Menurutnya pembongkaran pagar laut disertai pencabutan SHM dan HGB yang secara mendadak usai viralnya peristiwa dinilai memiliki indikasi kecacatan prosedur.
"Penyegelan pagar laut dan juga pencabutan beberapa SHM dan SHGB tentu memunculkan indikasi terdapat kecacatan prosedural, sehingga dibutuhkan langkah tegas dan terukur dari aparat penegak hukum yakni Kejagung, KPK, dan kepolisian untuk mengusut peristiwa pidana mengenai dugaan perbuatan pidana terdapatnya unsur tindak pidana korupsi," ungkapnya.
Akil menjelaskan dalam perkara pemagaran laut di Kabupaten Tangerang haruslah dimaknai pada dua) tindak pidana yakni tindak pidana umum dan tindak pidana korupsi.
Menurutnya kaitan dengan dugaan keterlibatan aparatur desa dan juga pemohon sertifikat untuk tetap diterapkan sangkaan pasal pidana umumnya.
"Maka Kepolisian segera melakukan serangkaian penyelidikan dan penyidikan secara terukur dan transparan," jelasnya.
Di sisi lain, Akil memaparkan dalam dugaan tindak pidana suap diharapkan Kejagung dan KPK turut melakukan penyelidikan dan penyidikan secara holistik terhadap oknum pejabat BPN yang menerbitkan sertifikat.

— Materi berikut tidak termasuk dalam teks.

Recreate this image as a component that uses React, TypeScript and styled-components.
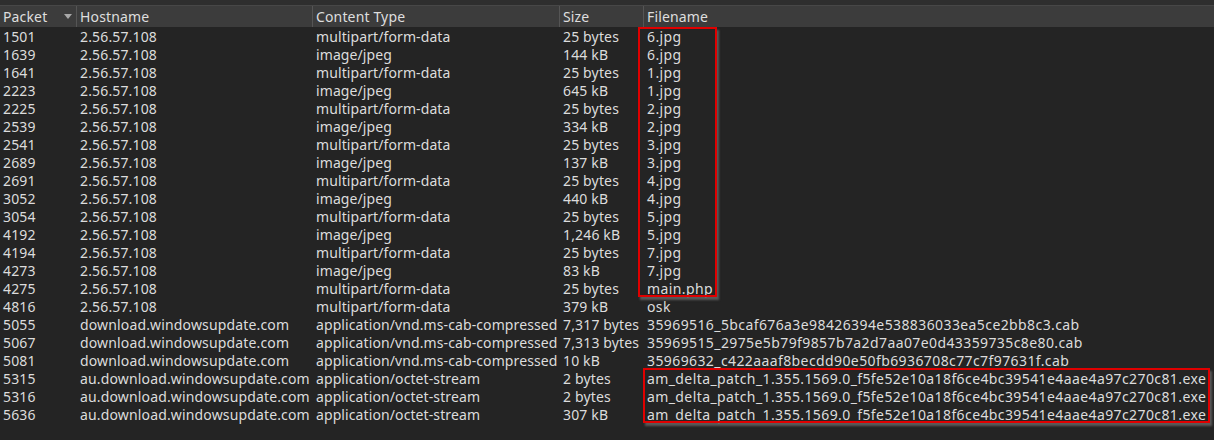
import React from "react";
import styled, { createGlobalStyle } from "styled-components";

const Global = createGlobalStyle`
  html, body { margin: 0; padding: 0; background: #242424; }
  body { font-family: "Noto Sans", "DejaVu Sans", sans-serif; }
`;

type Row = [string, string, string, string, string];

const rows: Row[] = [
  ["1501", "2.56.57.108", "multipart/form-data", "25 bytes", "6.jpg"],
  ["1639", "2.56.57.108", "image/jpeg", "144 kB", "6.jpg"],
  ["1641", "2.56.57.108", "multipart/form-data", "25 bytes", "1.jpg"],
  ["2223", "2.56.57.108", "image/jpeg", "645 kB", "1.jpg"],
  ["2225", "2.56.57.108", "multipart/form-data", "25 bytes", "2.jpg"],
  ["2539", "2.56.57.108", "image/jpeg", "334 kB", "2.jpg"],
  ["2541", "2.56.57.108", "multipart/form-data", "25 bytes", "3.jpg"],
  ["2689", "2.56.57.108", "image/jpeg", "137 kB", "3.jpg"],
  ["2691", "2.56.57.108", "multipart/form-data", "25 bytes", "4.jpg"],
  ["3052", "2.56.57.108", "image/jpeg", "440 kB", "4.jpg"],
  ["3054", "2.56.57.108", "multipart/form-data", "25 bytes", "5.jpg"],
  ["4192", "2.56.57.108", "image/jpeg", "1,246 kB", "5.jpg"],
  ["4194", "2.56.57.108", "multipart/form-data", "25 bytes", "7.jpg"],
  ["4273", "2.56.57.108", "image/jpeg", "83 kB", "7.jpg"],
  ["4275", "2.56.57.108", "multipart/form-data", "25 bytes", "main.php"],
  ["4816", "2.56.57.108", "multipart/form-data", "379 kB", "osk"],
  ["5055", "download.windowsupdate.com", "application/vnd.ms-cab-compressed", "7,317 bytes", "35969516_5bcaf676a3e98426394e538836033ea5ce2bb8c3.cab"],
  ["5067", "download.windowsupdate.com", "application/vnd.ms-cab-compressed", "7,313 bytes", "35969515_2975e5b79f9857b7a2d7aa07e0d43359735c8e80.cab"],
  ["5081", "download.windowsupdate.com", "application/vnd.ms-cab-compressed", "10 kB", "35969632_c422aaaf8becdd90e50fb6936708c77c7f97631f.cab"],
  ["5315", "au.download.windowsupdate.com", "application/octet-stream", "2 bytes", "am_delta_patch_1.355.1569.0_f5fe52e10a18f6ce4bc39541e4aae4a97c270c81.exe"],
  ["5316", "au.download.windowsupdate.com", "application/octet-stream", "2 bytes", "am_delta_patch_1.355.1569.0_f5fe52e10a18f6ce4bc39541e4aae4a97c270c81.exe"],
  ["5636", "au.download.windowsupdate.com", "application/octet-stream", "307 kB", "am_delta_patch_1.355.1569.0_f5fe52e10a18f6ce4bc39541e4aae4a97c270c81.exe"],
];

const COLS = "77px 236px 247px 84px 1fr";
const ROW_H = 18;

const Page = styled.div`
  width: 1214px;
  height: 440px;
  background: #242424;
  overflow: hidden;
  display: flex;
  flex-direction: column;
`;

const TopStrip = styled.div`
  height: 5px;
  background: #2e2e2e;
  border-bottom: 1px solid #474747;
`;

const Header = styled.div`
  display: grid;
  grid-template-columns: ${COLS};
  height: 21px;
  background: #3c3c3c;
`;

const HeaderCell = styled.div<{ $last?: boolean }>`
  position: relative;
  display: flex;
  align-items: center;
  padding-left: 3px;
  color: #dedede;
  font-size: 14px;
  letter-spacing: 0.15px;
  border-right: ${(p) => (p.$last ? "none" : "1px solid #555555")};
`;

const SortArrow = styled.span`
  position: absolute;
  right: 4px;
  top: 8px;
  width: 0;
  height: 0;
  border-left: 4px solid transparent;
  border-right: 4px solid transparent;
  border-top: 5px solid #a8a8a8;
`;

const Body = styled.div`
  position: relative;
  padding-top: 1px;
`;

const RowLine = styled.div`
  display: grid;
  grid-template-columns: ${COLS};
  height: ${ROW_H}px;
  align-items: center;
`;

const Cell = styled.div<{ $spacing: number }>`
  padding-left: 3px;
  color: #dcdcdc;
  font-size: 14px;
  letter-spacing: ${(p) => p.$spacing}px;
  line-height: ${ROW_H}px;
  white-space: nowrap;
  overflow: visible;
`;

const Highlight = styled.div`
  position: absolute;
  border: 2px solid #e00000;
  box-shadow: 2px 3px 2px rgba(95, 95, 95, 0.9);
  pointer-events: none;
`;

const SPACING = [0.15, 0.15, 0.1, 0.15, 0.4];

export default function App() {
  return (
    <Page>
      <Global />
      <TopStrip />
      <Header>
        <HeaderCell>
          Packet
          <SortArrow />
        </HeaderCell>
        <HeaderCell>Hostname</HeaderCell>
        <HeaderCell>Content Type</HeaderCell>
        <HeaderCell>Size</HeaderCell>
        <HeaderCell $last>Filename</HeaderCell>
      </Header>
      <Body>
        {rows.map((r, i) => (
          <RowLine key={i}>
            {r.map((c, j) => (
              <Cell key={j} $spacing={SPACING[j]}>
                {c}
              </Cell>
            ))}
          </RowLine>
        ))}
        <Highlight style={{ left: 638, top: 0, width: 75, height: 266 }} />
        <Highlight style={{ left: 643, top: 341, width: 563, height: 51 }} />
      </Body>
    </Page>
  );
}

Langkah itu diperlukan hingga dapat mengusu tuntas guna menemukan aktor intelektual.
"Dalam kaitan dengan peristiwa ini, tentu terdapat unsur suap menyuap. Suap secara konseptual dimaknai sebagai pemberian hadiah atau janji kepada seorang penyelenggara negara atau pegawai negeri yang berhubungan dengan jabatannya," kata Akil.
"Pada titik ini dengan melihat pembatalan SHGB dan SHM yang dinilai cacat prosedur oleh Menteri ATR/BPN beberapa waktu lalu, maka Kejagung dan KPK tidak saja menjerat terhadap pelaku penerima suap, namun juga terhadap pelaku pemberi suap. Hal ini dikarenakan jenis suap dalam Undang-Undang Tindak Pidana Korupsi terbagi kedalam 2 jeni yakni suap aktif (active bribery) dan suap pasif (passive bribery)," sambungnya.